Looking beyond radiologists and considering physicians generally, it seems a reasonable prediction that AI are likely to augment physicians rather than replace them. There are several limitations of AI that lead one to this conclusion. AI cannot yet replace doctors at the bedside, given its limitations. Krittanawong (2018) points out that AI “cannot engage in high-level conversation or interaction with patients to gain their trust, reassure them, or express empathy, all important parts of the doctor–patient relationship.” Though one might speculate that this may change at some point in the future with AI being able to make a medical conversation. For example, Google demonstrated a phone call of its AI assistant in their Google I/O 2018 conference.

Physicians are still needed for traditional physical exams, especially in areas such as neurology, which require high-level patient-physician interaction and critical thinking (Krittanawong, 2018). Finally, even though AI may reach the point where it can conduct real-time CT scans or other physical scans, physicians will still be needed for interpretation in ambiguous and challenging cases. AI-based systems are based on precedence in the case of ML and DL, but such algorithms can underperform in novel or unusual cases of drug side effects or treatment resistance where there is no prior example to build on. For these reasons it can be concluded that AI-based systems will support the skills of physicians and are unlikely to replace the traditional physician–patient relationship.


The avalanche of medical data in the form of clinical, genomic, and imaging data is only likely to accelerate as precision and personalize medicine matures. Consequently, for the foreseeable future medicine in the future medicine is likely to be even more data-dependent with the synergy between medicine and AI technology becoming more pronounced. In recognition of this important trend in modern medicine, medical schools are strengthening their emerging technology curricula. New courses are being offered by medical schools in technology infrastructure, ML, DL, and data management alongside their biology classes (Dyche, 2018).
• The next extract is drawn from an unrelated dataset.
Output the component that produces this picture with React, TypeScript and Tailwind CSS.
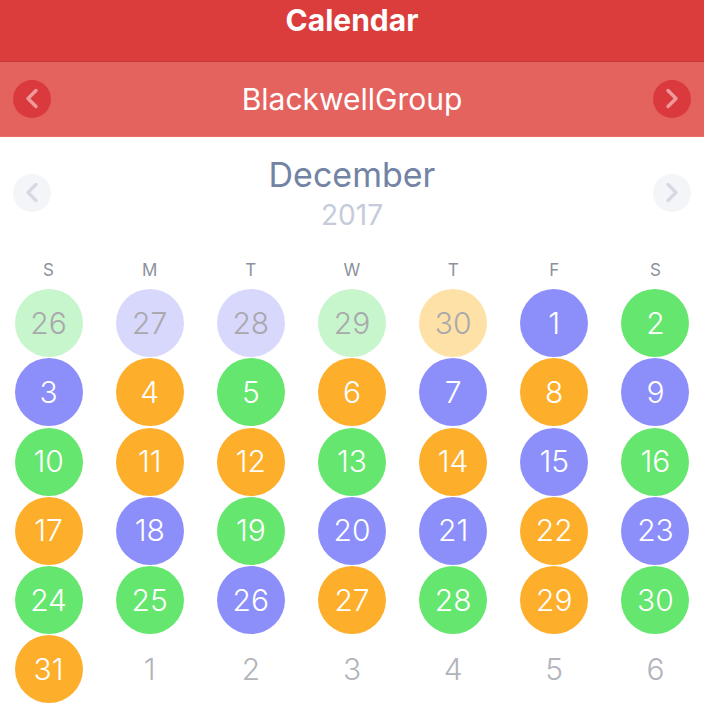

AI will support the future needs of medicine by analyzing the vast amounts and various forms of data that patients and healthcare institutions record in every moment. AI is likely to support and augment physicians by taking away the routine parts of a physician’s work hopefully enabling the physician to spend more precious time with their patients, improving the human touch. While AI is unlikely to replace physicians in the foreseeable future, it is incumbent on medical professionals to learn both the fundamentals of AI technology as well as how AI-based solutions can help them at work in providing better outcomes to their patients. Or, it might come to pass that physicians who use AI might replace physicians who are unable to do so.